Advantages and disadvantages of convenience sampling
This article aims to investigate some of the advantages and disadvantages of convenience sampling. Many qualitative researchers use this type of sampling to collect data for their research. Like all other research tools, convenience sampling has its merits and demerits.
Definition of convenience sampling
Convenience sampling is a non-probability sampling. It is also sometimes called availability sampling, opportunity sampling, haphazard sampling, grab sampling, or accidental sampling.
According to Saunders et al. (2007) convenience sampling involves selecting haphazardly those samples that are the easiest for the researchers to obtain, such as the person interviewed at random in a shopping mall for a radio programme. The process continues until the researchers have obtained the number of samples they have aimed for.
Advantages of convenience sampling
According to Jones and Gratton (2009) convenience sampling is usually selected as it is convenient in terms of location, accessibility etc. For instance, a researcher may target the students from his/her university/college as potential research participants.
Convenience sampling is easy, swift, and economical unlike some other methods of data collection. It is very useful when a researcher decides to conduct a quick study. Similarly, it can be also useful to collect pilot data (LaMorte, 2016).
Convenience sampling may sometimes turn out to be the only option for the researchers. They use it when they cannot get a list of all the people in a population. It can also be a useful tool to understand the respondents’ views, habits, likes, and dislikes.
Disadvantages of convenience sampling
Jones and Gratton (2009) advise researchers to avoid convenience sampling as much as possible as it can be very biased as they may be tempted to hand out questionnaires to (or interview) those people they know.
Some experts hold the view that a lack of credibility is a major disadvantage of convenience sampling. Sampling error, and lack of representation of population make it harder for the researchers to generalise the results of their study to the population as whole.

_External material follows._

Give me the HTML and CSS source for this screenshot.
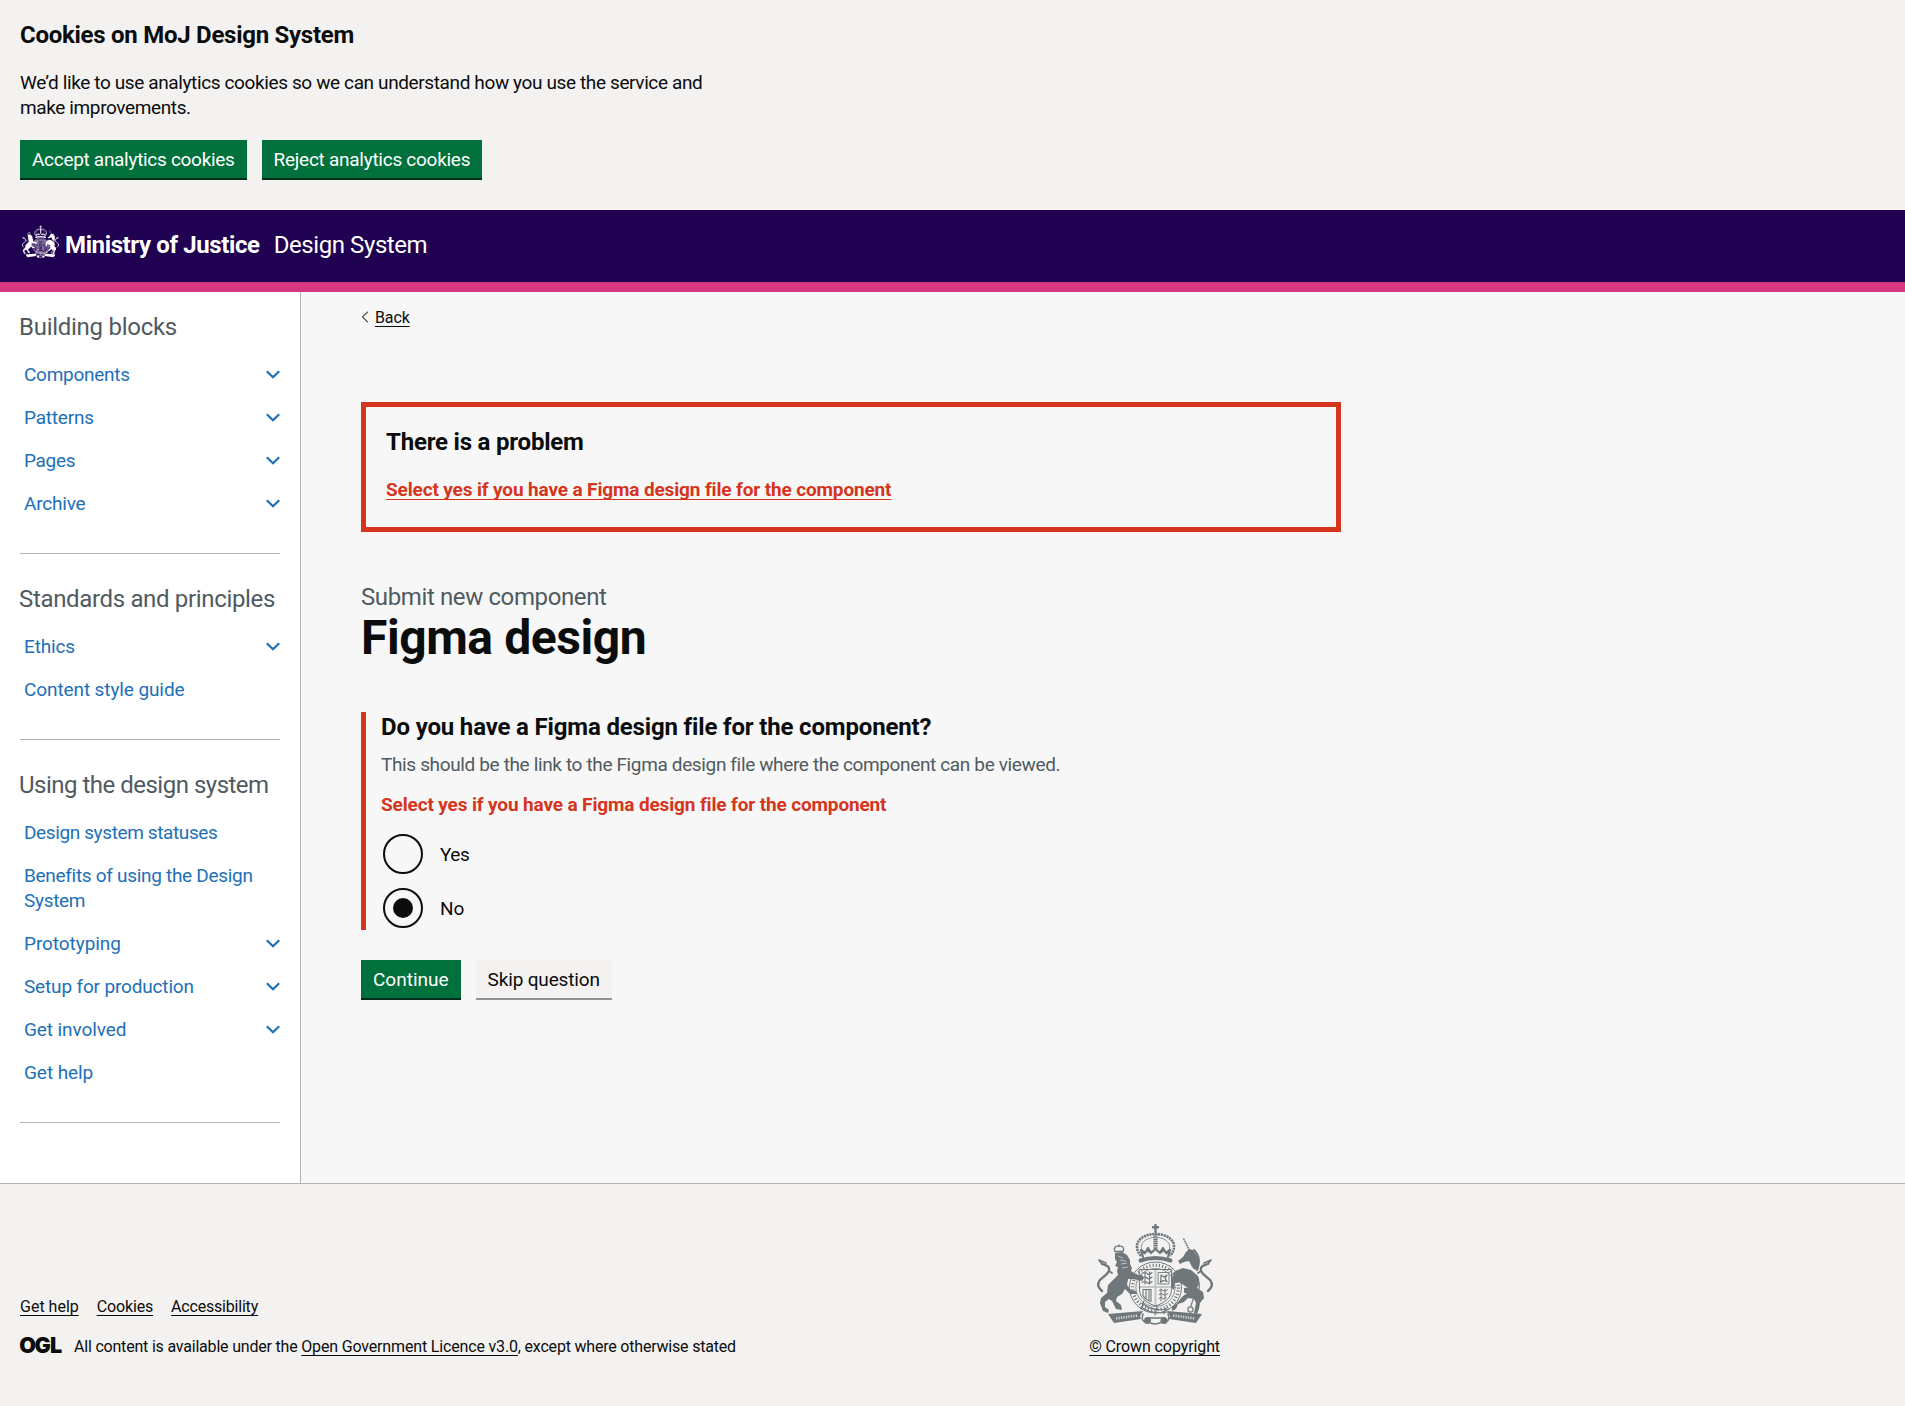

Examples of convenience sampling
Imagine, some researchers would like to conduct a study to understand the employee satisfaction in Tesco. It is unlikely that they will be able to get hold of a list of employees working for the company. Therefore, they may decide to stand in front of a Tesco store and speak to any employee going in or coming out of the door.
We hope the article ‘Advantages and disadvantages of convenience sampling’ has been a helpful read. You may also like reading Advantages and disadvantages of focus groups and Advantages and disadvantages of questionnaires. Other articles that may draw your attention are:
If you liked any of these articles, please feel free to share with others by clicking on the social sharing icons.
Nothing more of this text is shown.